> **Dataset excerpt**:
────────
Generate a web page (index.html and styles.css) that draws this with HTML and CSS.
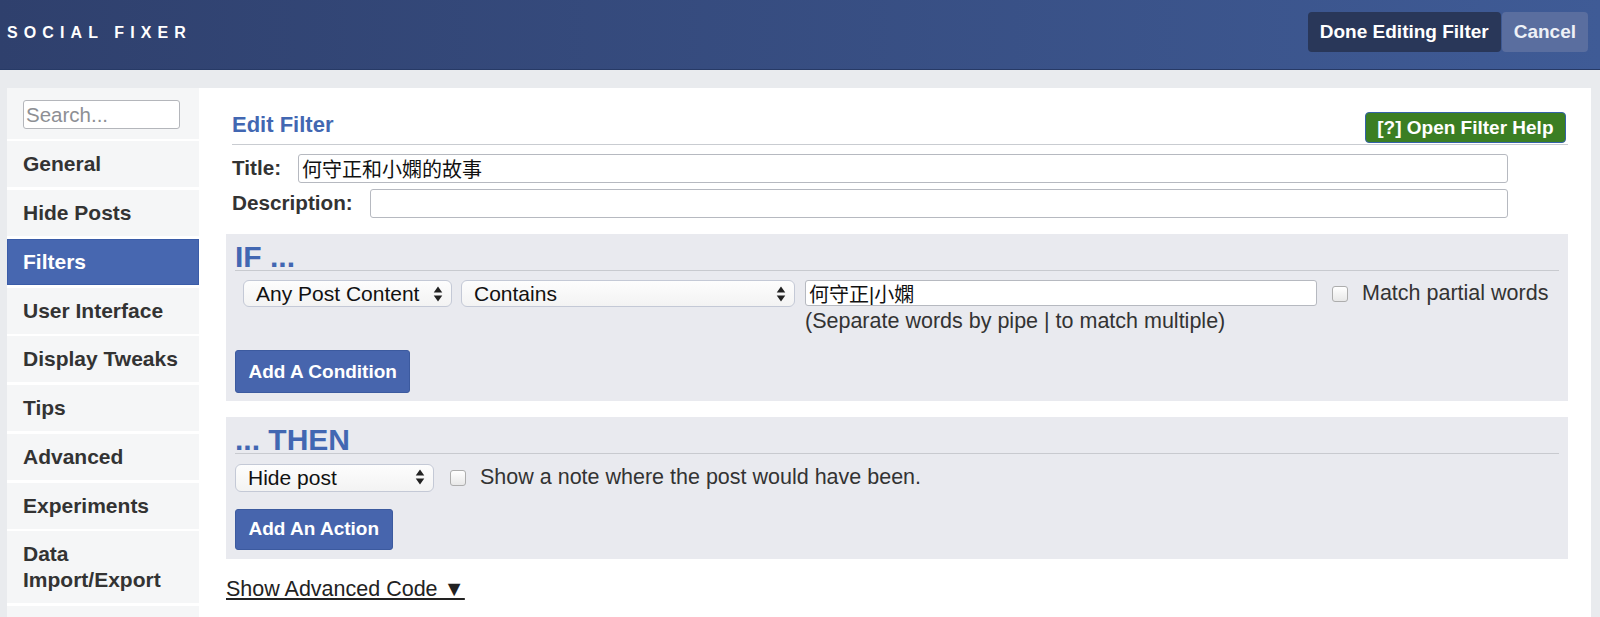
FILE: index.html
```html
<!DOCTYPE html>
<html lang="en">
<head>
<meta charset="UTF-8">
<title>Social Fixer – Edit Filter</title>
<meta name="viewport" content="width=device-width,initial-scale=1">
<link rel="stylesheet" href="styles.css">
</head>
<body>
<header class="topbar">
  <div class="brand">SOCIAL FIXER</div>
  <div class="top-actions">
    <button class="btn-done">Done Editing Filter</button>
    <button class="btn-cancel">Cancel</button>
  </div>
</header>

<div class="shell">
  <!-- settings tabs -->
  <nav class="sidebar">
    <div class="search-box"><input type="text" placeholder="Search..."></div>
    <a class="nav-item">General</a>
    <a class="nav-item">Hide Posts</a>
    <a class="nav-item active">Filters</a>
    <a class="nav-item">User Interface</a>
    <a class="nav-item">Display Tweaks</a>
    <a class="nav-item">Tips</a>
    <a class="nav-item">Advanced</a>
    <a class="nav-item">Experiments</a>
    <a class="nav-item">Data Import/Export</a>
    <a class="nav-item nav-more" aria-hidden="true"></a>
  </nav>

  <main class="content">
    <div class="filter-head">
      <h2>Edit Filter</h2>
      <button class="btn-help">[?] Open Filter Help</button>
    </div>
    <div class="field-row">
      <label>Title:</label>
      <input class="txt" type="text" value="何守正和小嫻的故事">
    </div>
    <div class="field-row">
      <label>Description:</label>
      <input class="txt" type="text">
    </div>

    <!-- conditions -->
    <section class="block">
      <h3>IF ...</h3>
      <div class="cond-row">
        <span class="select sel-field"><select><option>Any Post Content</option></select><svg class="arrows" viewBox="0 0 9 15"><path d="M0.5 6L4.5 0.5L8.5 6Z M0.5 9L4.5 14.5L8.5 9Z"/></svg></span>
        <span class="select sel-op"><select><option>Contains</option></select><svg class="arrows" viewBox="0 0 9 15"><path d="M0.5 6L4.5 0.5L8.5 6Z M0.5 9L4.5 14.5L8.5 9Z"/></svg></span>
        <div class="match-col">
          <input class="txt txt-small" type="text" value="何守正|小嫻">
          <div class="hint">(Separate words by pipe | to match multiple)</div>
        </div>
        <label class="chk"><input type="checkbox"><span>Match partial words</span></label>
      </div>
      <button class="btn-blue btn-cond">Add A Condition</button>
    </section>

    <!-- actions -->
    <section class="block">
      <h3>... THEN</h3>
      <div class="action-row">
        <span class="select sel-action"><select><option>Hide post</option></select><svg class="arrows" viewBox="0 0 9 15"><path d="M0.5 6L4.5 0.5L8.5 6Z M0.5 9L4.5 14.5L8.5 9Z"/></svg></span>
        <label class="chk"><input type="checkbox"><span>Show a note where the post would have been.</span></label>
      </div>
      <button class="btn-blue btn-act">Add An Action</button>
    </section>

    <a class="adv-link">Show Advanced Code ▼</a>
  </main>
</div>
</body>
</html>
```

FILE: styles.css
```css
:root{
  --bg:#e9ebee;--fg:#2b2b2b;--blue:#4267b2;--btn:#4765ad;--box:#e9eaef;--tab:#f5f6f7;
}
*{box-sizing:border-box;margin:0}
body{font-family:"Liberation Sans",Arial,"Noto Sans CJK TC",sans-serif;background:var(--bg);color:var(--fg);overflow:hidden}
button{font-family:inherit;cursor:pointer}

/* — top bar — */
.topbar{height:70px;display:flex;justify-content:space-between;align-items:flex-start;padding:12px 12px 0 7px;background:linear-gradient(to right,#2f406d,#3f5b96);border-bottom:1px solid #273a66}
.brand{color:#fff;font-weight:bold;font-size:16px;letter-spacing:6.1px;line-height:42px}
.top-actions{display:flex;gap:1px}
.top-actions button{height:40px;padding:0 12px;border:0;border-radius:4px;font-size:19px}
.btn-done{background:#293759;color:#fff;font-weight:bold}
.btn-cancel{background:#5a6e9f;color:#eef1f7;font-weight:600;padding:0 13px}

/* — layout — */
.shell{display:flex;margin:18px 9px 0 7px;background:#fff;min-height:620px}
.sidebar{width:192px;flex:none}
.search-box{background:var(--tab);padding:12px 16px 9.5px;height:50.5px}
.search-box input{width:157px;height:29px;border:1.5px solid #b4b6bb;border-radius:3px;font-family:inherit;font-size:20.5px;padding:0 2px;color:#333}
.search-box input::placeholder{color:#8d8f94}
.nav-item{display:block;margin-top:2.75px;padding:10px 16px;line-height:26px;background:var(--tab);color:#333;font-weight:bold;font-size:21px}
.nav-item.active{background:#4767b0;color:#fff;box-shadow:inset 0 0 0 1px #3a5ca8}
.nav-more{height:46px}

.content{flex:1;padding:23px 23px 0 27px}
.filter-head{display:flex;justify-content:space-between;align-items:flex-start;margin-left:6px;border-bottom:1.5px solid #c9ccd1;padding-bottom:1px}
.filter-head h2{color:var(--blue);font-size:22px;line-height:28px}
.btn-help{margin-top:1px;margin-right:2px;height:31px;padding:0 11.5px;background:#3b7e23;border:1.5px solid #3462a9;border-radius:4px;color:#fff;font-size:19px;font-weight:bold}

.field-row{display:flex;align-items:center;margin:6px 60px 0 6px}
.filter-head + .field-row{margin-top:8.5px}
.field-row label{font-weight:bold;font-size:20.7px;margin-right:17px;color:#333}
.txt{flex:1;height:29px;border:1px solid #b6b9c0;border-radius:3px;padding:0 3px;font-family:"Liberation Sans","Noto Sans CJK TC",sans-serif;font-size:20px;color:#111;background:#fff}

/* — IF / THEN blocks — */
.block{background:var(--box);margin-top:16px;padding:0 9px 8px}
.block h3{color:var(--blue);font-size:30px;line-height:26px;padding-top:10px;border-bottom:1.5px solid #c8cacf}
.cond-row{display:flex;align-items:flex-start;margin-top:9.5px}
.select{position:relative;display:inline-block;height:27px;flex:none}
.select select{appearance:none;-webkit-appearance:none;width:100%;height:100%;border:1px solid #c4c9d6;border-radius:6px;background:linear-gradient(#fdfdfd,#f3f3f3);font-family:inherit;font-size:21px;color:#111;padding:0 12px}
.arrows{position:absolute;right:9px;top:5.5px;width:10px;height:16px;fill:#222}
.sel-field{width:209px;margin-left:8px}
.sel-op{width:334px;margin-left:9px}
.match-col{width:512px;margin-left:10px;flex:none}
.txt-small{width:100%;height:26px;display:block}
.hint{font-size:21.5px;line-height:28px;margin-top:1px;color:#333}
.chk{display:flex;align-items:center;font-size:21.5px;color:#333;margin-left:15px;height:27px}
.chk input{appearance:none;-webkit-appearance:none;width:16px;height:16px;border:1px solid #adadad;border-radius:3px;background:linear-gradient(#fff,#e8e8e8);margin:0 14px 0 0;flex:none}
.btn-blue{display:block;margin-top:15px;height:43px;padding:0 12.5px;background:var(--btn);border:1px solid #3c5a9f;border-radius:3px;color:#fff;font-size:19px;font-weight:bold}
.action-row{display:flex;align-items:center;margin-top:9.5px}
.sel-action{width:199px;height:28px}
.action-row .chk{margin-left:16px}
.btn-act{margin-top:17px;height:41px}
.block + .block{padding-bottom:9px}

.adv-link{display:inline-block;margin-top:17px;font-size:21.5px;line-height:26px;color:#222;text-decoration:underline}
```
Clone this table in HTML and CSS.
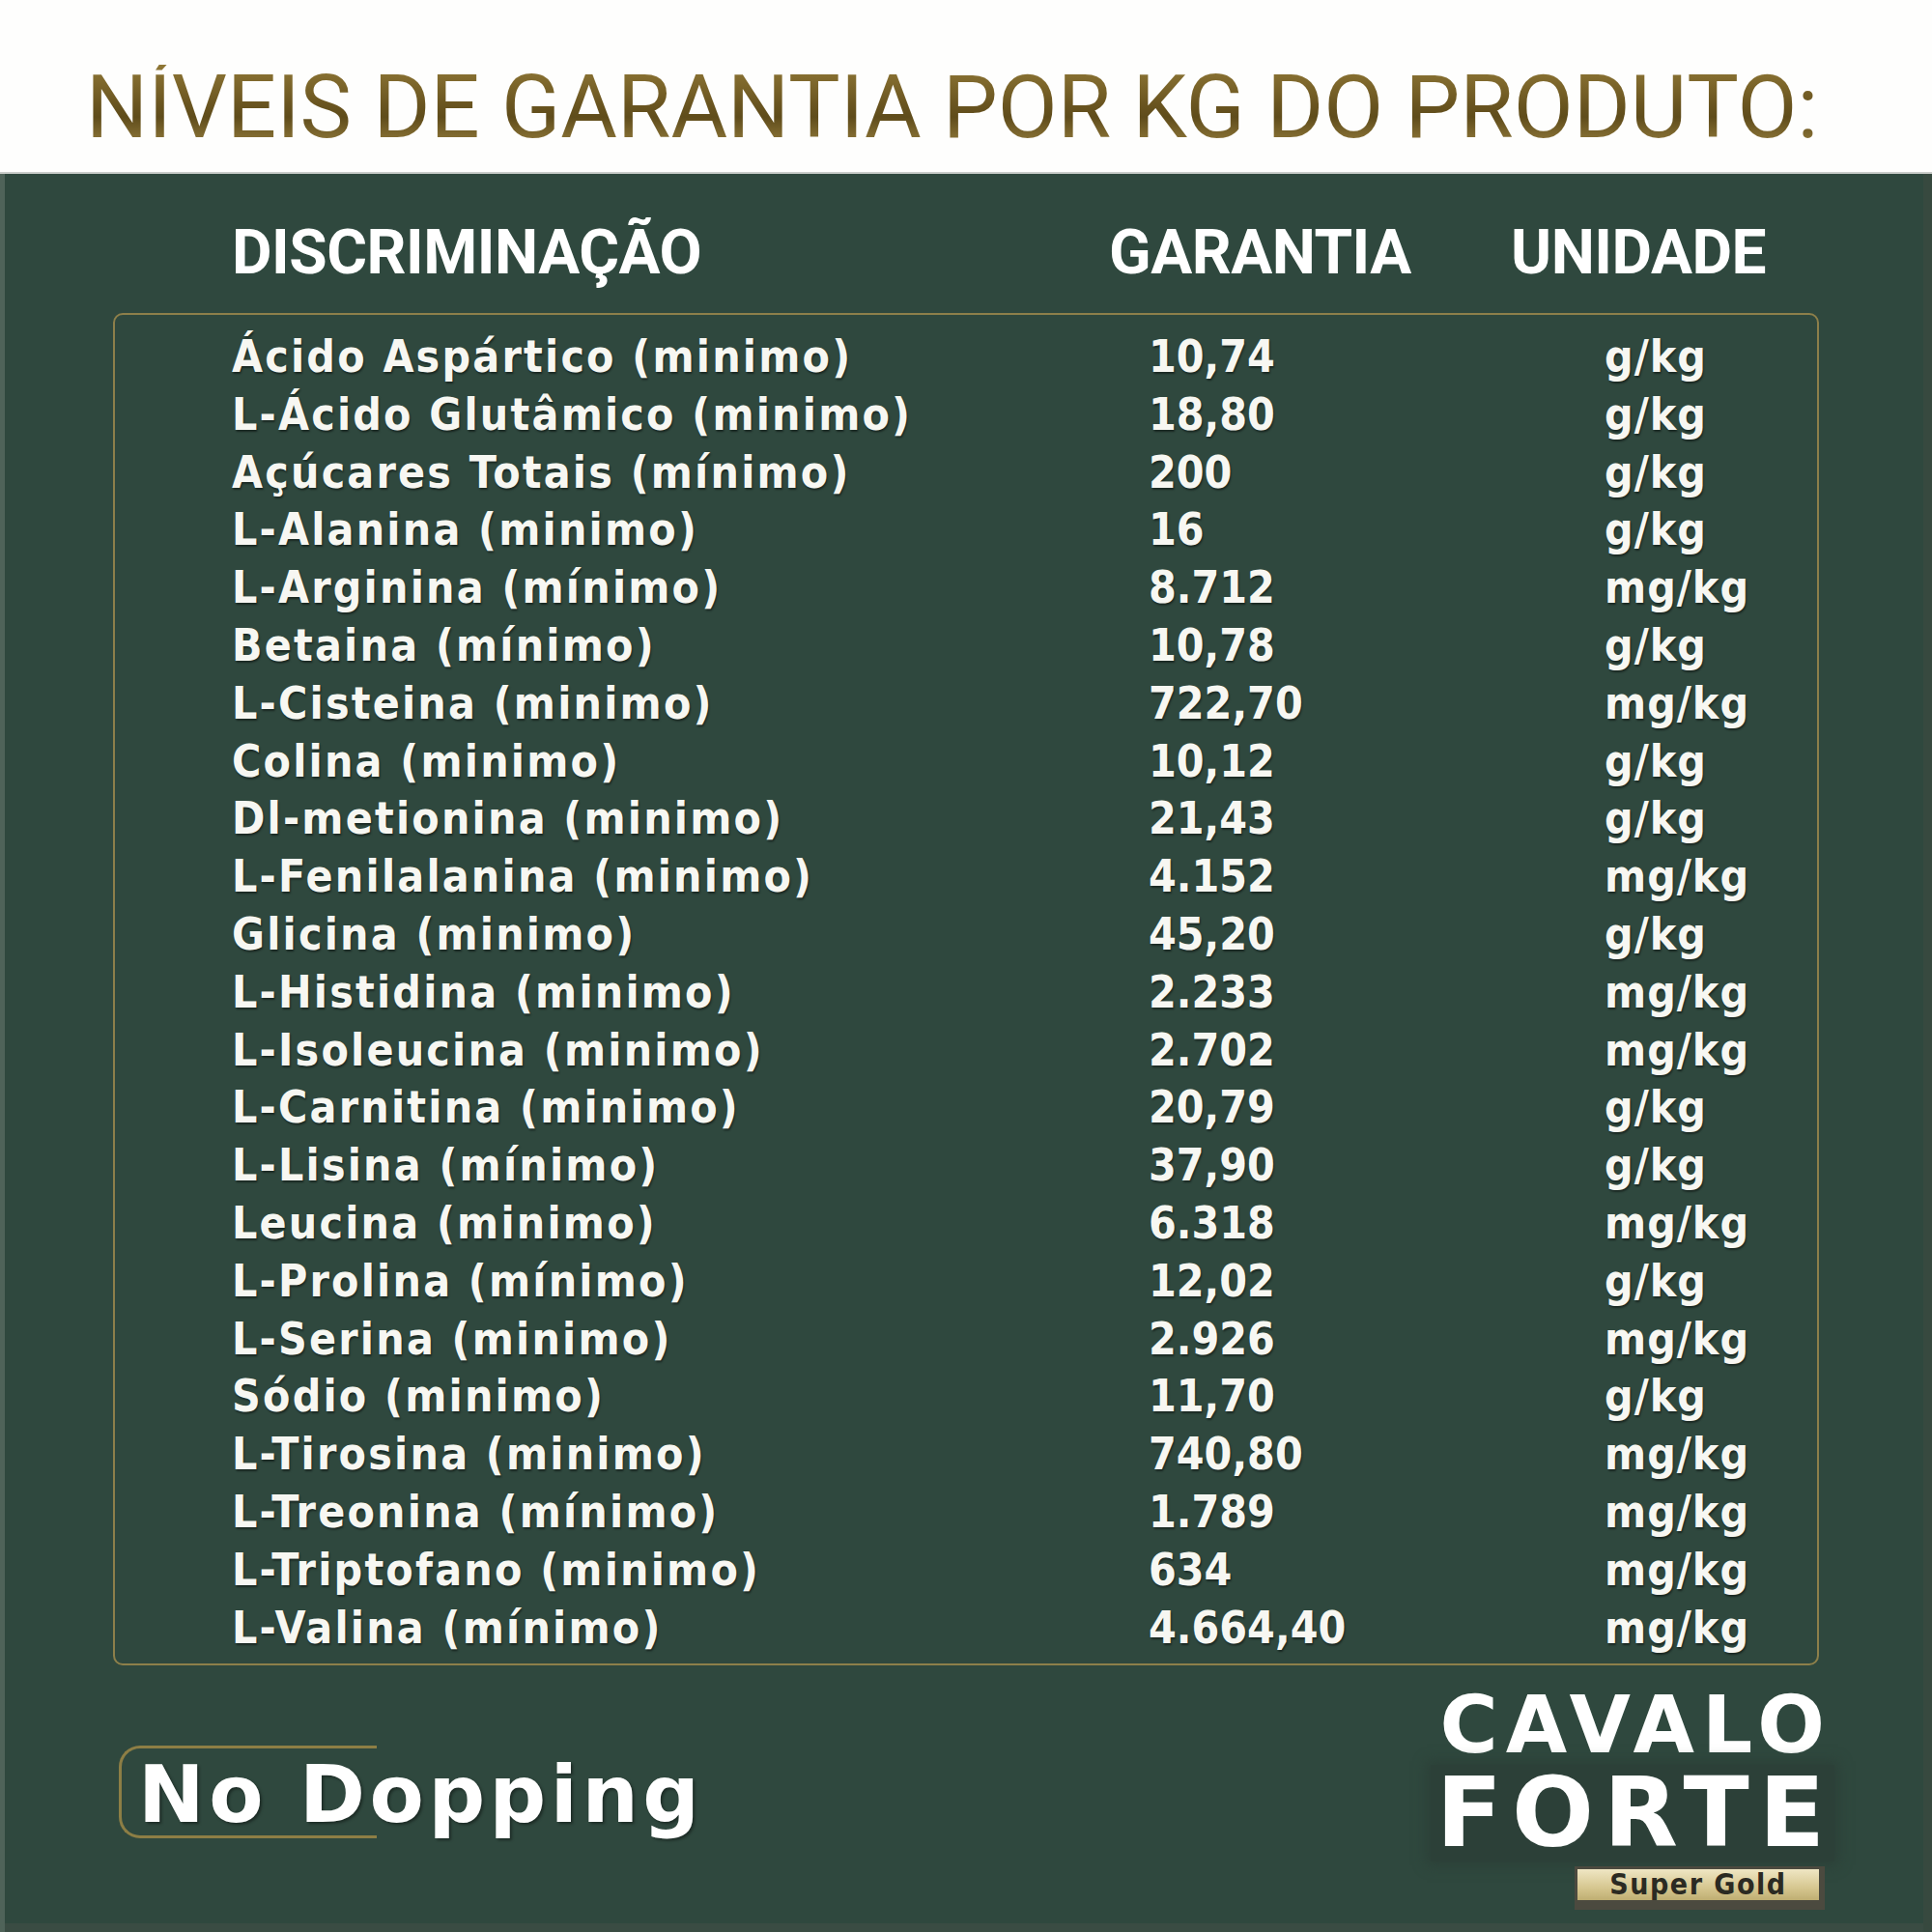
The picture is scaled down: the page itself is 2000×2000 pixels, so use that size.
FILE: index.html
```html
<!DOCTYPE html>
<html lang="pt-BR">
<head>
<meta charset="utf-8">
<title>Níveis de Garantia</title>
<link rel="stylesheet" href="styles.css">
</head>
<body>
<div class="page">
  <header class="top">
    <h1 class="title">NÍVEIS DE GARANTIA POR KG DO PRODUTO:</h1>
  </header>
  <main class="panel">
    <div class="heads">
      <span>DISCRIMINAÇÃO</span>
      <span>GARANTIA</span>
      <span>UNIDADE</span>
    </div>
    <div class="box">
      <div class="row"><span class="n">Ácido Aspártico (minimo)</span><span class="v">10,74</span><span class="u">g/kg</span></div>
      <div class="row"><span class="n">L-Ácido Glutâmico (minimo)</span><span class="v">18,80</span><span class="u">g/kg</span></div>
      <div class="row"><span class="n">Açúcares Totais (mínimo)</span><span class="v">200</span><span class="u">g/kg</span></div>
      <div class="row"><span class="n">L-Alanina (minimo)</span><span class="v">16</span><span class="u">g/kg</span></div>
      <div class="row"><span class="n">L-Arginina (mínimo)</span><span class="v">8.712</span><span class="u">mg/kg</span></div>
      <div class="row"><span class="n">Betaina (mínimo)</span><span class="v">10,78</span><span class="u">g/kg</span></div>
      <div class="row"><span class="n">L-Cisteina (minimo)</span><span class="v">722,70</span><span class="u">mg/kg</span></div>
      <div class="row"><span class="n">Colina (minimo)</span><span class="v">10,12</span><span class="u">g/kg</span></div>
      <div class="row"><span class="n">Dl-metionina (minimo)</span><span class="v">21,43</span><span class="u">g/kg</span></div>
      <div class="row"><span class="n">L-Fenilalanina (minimo)</span><span class="v">4.152</span><span class="u">mg/kg</span></div>
      <div class="row"><span class="n">Glicina (minimo)</span><span class="v">45,20</span><span class="u">g/kg</span></div>
      <div class="row"><span class="n">L-Histidina (minimo)</span><span class="v">2.233</span><span class="u">mg/kg</span></div>
      <div class="row"><span class="n">L-Isoleucina (minimo)</span><span class="v">2.702</span><span class="u">mg/kg</span></div>
      <div class="row"><span class="n">L-Carnitina (minimo)</span><span class="v">20,79</span><span class="u">g/kg</span></div>
      <div class="row"><span class="n">L-Lisina (mínimo)</span><span class="v">37,90</span><span class="u">g/kg</span></div>
      <div class="row"><span class="n">Leucina (minimo)</span><span class="v">6.318</span><span class="u">mg/kg</span></div>
      <div class="row"><span class="n">L-Prolina (mínimo)</span><span class="v">12,02</span><span class="u">g/kg</span></div>
      <div class="row"><span class="n">L-Serina (minimo)</span><span class="v">2.926</span><span class="u">mg/kg</span></div>
      <div class="row"><span class="n">Sódio (minimo)</span><span class="v">11,70</span><span class="u">g/kg</span></div>
      <div class="row"><span class="n">L-Tirosina (minimo)</span><span class="v">740,80</span><span class="u">mg/kg</span></div>
      <div class="row"><span class="n">L-Treonina (mínimo)</span><span class="v">1.789</span><span class="u">mg/kg</span></div>
      <div class="row"><span class="n">L-Triptofano (minimo)</span><span class="v">634</span><span class="u">mg/kg</span></div>
      <div class="row"><span class="n">L-Valina (mínimo)</span><span class="v">4.664,40</span><span class="u">mg/kg</span></div>
    </div>
    <div class="foot">
      <div class="nodop">No Dopping</div>
      <div class="logo">
        <div class="cavalo">CAVALO</div>
        <div class="forte">FORTE</div>
        <div class="badge"><span class="plate">Super Gold</span></div>
      </div>
    </div>
  </main>
</div>
</body>
</html>
```
FILE: styles.css
```css
html, body {
  margin: 0;
  padding: 0;
  background: #ffffff;
}
.page {
  width: 2000px;
  height: 2000px;
  overflow: hidden;
  display: flex;
  flex-direction: column;
}
.top {
  box-sizing: border-box;
  height: 180px;
  padding: 67px 0 0 89px;
  background: #fefefd;
  border-bottom: 2px solid #c9ccc9;
}
.title {
  margin: 0;
  font-family: Roboto, "Liberation Sans", sans-serif;
  font-weight: 400;
  font-size: 90px;
  line-height: 1;
  white-space: nowrap;
  color: #6f5b25;
  background: linear-gradient(180deg, #8f7736 0%, #6a5520 45%, #5f4c1b 60%, #9c8342 100%);
  -webkit-background-clip: text;
  background-clip: text;
  -webkit-text-fill-color: transparent;
}
.panel {
  flex: 1;
  background: #2f483e;
  box-shadow: inset 5px 0 0 #4f6359, inset -9px 0 0 #37493f, inset 0 -9px 0 #3a4c43;
  padding-top: 50px;
  color: #f7f7f2;
}
.heads {
  display: grid;
  grid-template-columns: 908px 416px auto;
  padding-left: 240px;
  font-family: Roboto, "Liberation Sans", sans-serif;
  font-weight: 700;
  font-size: 64px;
  line-height: 1;
  letter-spacing: -0.5px;
  color: #ffffff;
}
.box {
  box-sizing: border-box;
  margin: 30px 117px 0 117px;
  height: 1400px;
  border: 2px solid #8d7f4a;
  border-radius: 10px;
  padding: 14px 0 0 121px;
}
.row {
  display: grid;
  grid-template-columns: 949px 472px auto;
  height: 59.8px;
  line-height: 59.8px;
  font-family: "DejaVu Sans Condensed", "DejaVu Sans", sans-serif;
  font-weight: 700;
  font-size: 46px;
  white-space: nowrap;
  text-shadow: 1px 2px 2px rgba(0, 0, 0, 0.45);
}
.n {
  letter-spacing: 2.2px;
}
.u {
  letter-spacing: 1px;
}
.foot {
  display: flex;
  justify-content: space-between;
  align-items: flex-start;
  margin-top: 21px;
  padding: 0 111px 0 123px;
}
.nodop {
  box-sizing: border-box;
  width: 267px;
  margin-top: 62px;
  padding: 8px 0 2px 17px;
  border: 3px solid #8d7e45;
  border-right: none;
  border-radius: 22px 0 0 22px;
  white-space: nowrap;
  font-family: "DejaVu Sans", sans-serif;
  font-weight: 700;
  font-size: 82px;
  line-height: 80px;
  letter-spacing: 4.5px;
  color: #ffffff;
  text-shadow: 2px 2px 3px rgba(0, 0, 0, 0.4);
}
.logo {
  display: flex;
  flex-direction: column;
  align-items: flex-end;
  font-family: "DejaVu Sans", sans-serif;
  font-weight: 700;
  color: #ffffff;
}
.cavalo {
  font-size: 82px;
  line-height: 1;
  letter-spacing: 8px;
  margin-right: -8px;
}
.forte {
  font-size: 100px;
  line-height: 1;
  letter-spacing: 10px;
  margin-right: -10px;
  padding-left: 6px;
  background: #2c4038;
  box-shadow: 0 0 12px 4px #2c4038;
}
.badge {
  box-sizing: border-box;
  margin-top: 5px;
  width: 259px;
  height: 45px;
  padding: 3px 6px 10px 3px;
  background: #4b4a3f;
  display: flex;
}
.plate {
  flex: 1;
  background: linear-gradient(180deg, #efe6c4 0%, #d6c790 60%, #bfae72 100%);
  font-family: "DejaVu Sans Condensed", "DejaVu Sans", sans-serif;
  font-weight: 700;
  font-size: 30px;
  line-height: 32px;
  letter-spacing: 1.5px;
  color: #2b2a22;
  text-align: center;
}
```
────────
> **TO BE DONE**: Which lines hold the word "that"? Copy all of them.

> **FINAL ANSWER**:
Generate a web page (index.html and styles.css) that draws this with HTML and CSS.
The picture is scaled down: the page itself is 2000×2000 pixels, so use that size.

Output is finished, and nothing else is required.